**EXERCISE**
Write out each line of the listing as it stands, without the images.

+ + +

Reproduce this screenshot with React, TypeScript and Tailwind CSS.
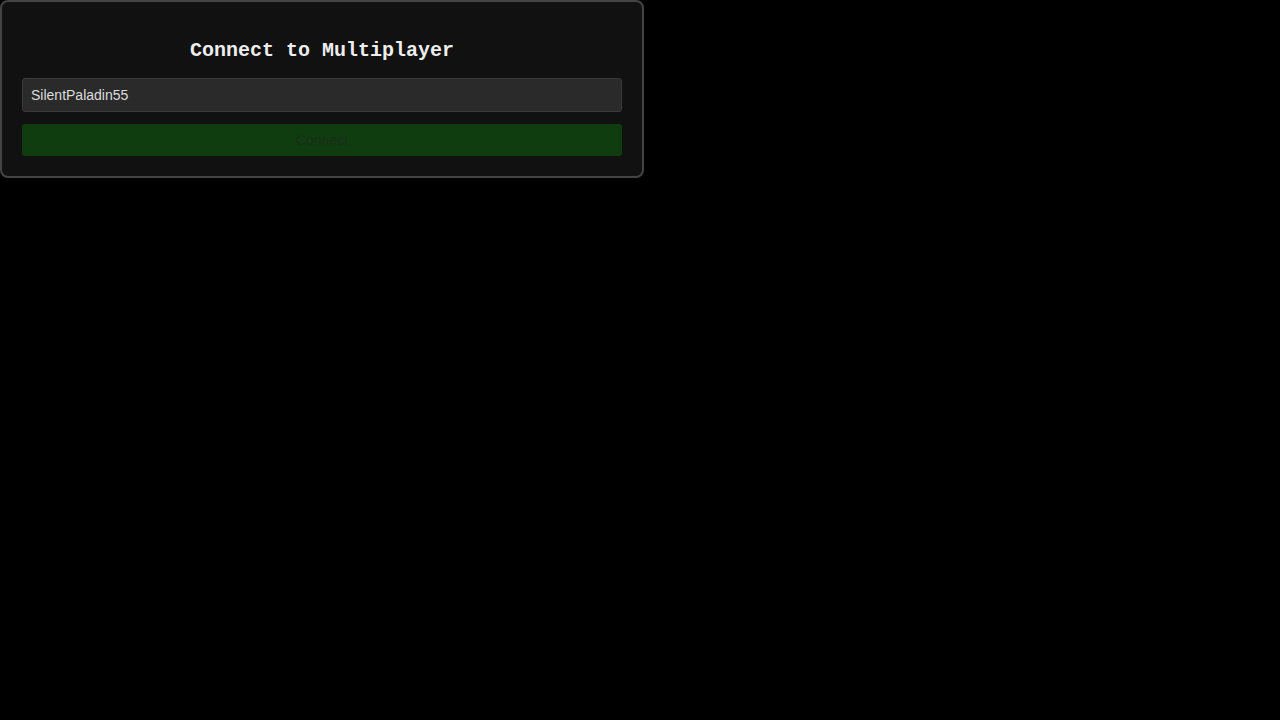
export default function App() {
  return (
    <div className="min-h-screen w-full bg-black">
      <div className="flex w-[644px] flex-col rounded-lg border-2 border-[#444] bg-[#111] p-5">
        <h2 className="mt-[18px] mb-4 text-center font-['Liberation_Mono','Courier_New',monospace] text-[20px] font-bold leading-[22px] text-[#eee]">
          Connect to Multiplayer
        </h2>
        <input
          type="text"
          defaultValue="SilentPaladin55"
          className="block h-[34px] w-full rounded-[3px] border border-[#3a3a3a] bg-[#2a2a2a] px-2 font-['Liberation_Sans',Arial,sans-serif] text-[14px] text-[#ddd] outline-none"
        />
        <button
          disabled
          className="mt-3 block h-8 w-full rounded-[3px] bg-[#0f3d0f] font-['Liberation_Sans',Arial,sans-serif] text-[14px] text-[#1c2c1c]"
        >
          Connect
        </button>
      </div>
    </div>
  );
}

+ + +

**THE OUTPUT**
Reproduce this screenshot with React, TypeScript and Tailwind CSS.
export default function App() {
  return (
    <div className="min-h-screen w-full bg-black">
      <div className="flex w-[644px] flex-col rounded-lg border-2 border-[#444] bg-[#111] p-5">
        <h2 className="mt-[18px] mb-4 text-center font-['Liberation_Mono','Courier_New',monospace] text-[20px] font-bold leading-[22px] text-[#eee]">
          Connect to Multiplayer
        </h2>
        <input
          type="text"
          defaultValue="SilentPaladin55"
          className="block h-[34px] w-full rounded-[3px] border border-[#3a3a3a] bg-[#2a2a2a] px-2 font-['Liberation_Sans',Arial,sans-serif] text-[14px] text-[#ddd] outline-none"
        />
        <button
          disabled
          className="mt-3 block h-8 w-full rounded-[3px] bg-[#0f3d0f] font-['Liberation_Sans',Arial,sans-serif] text-[14px] text-[#1c2c1c]"
        >
          Connect
        </button>
      </div>
    </div>
  );
}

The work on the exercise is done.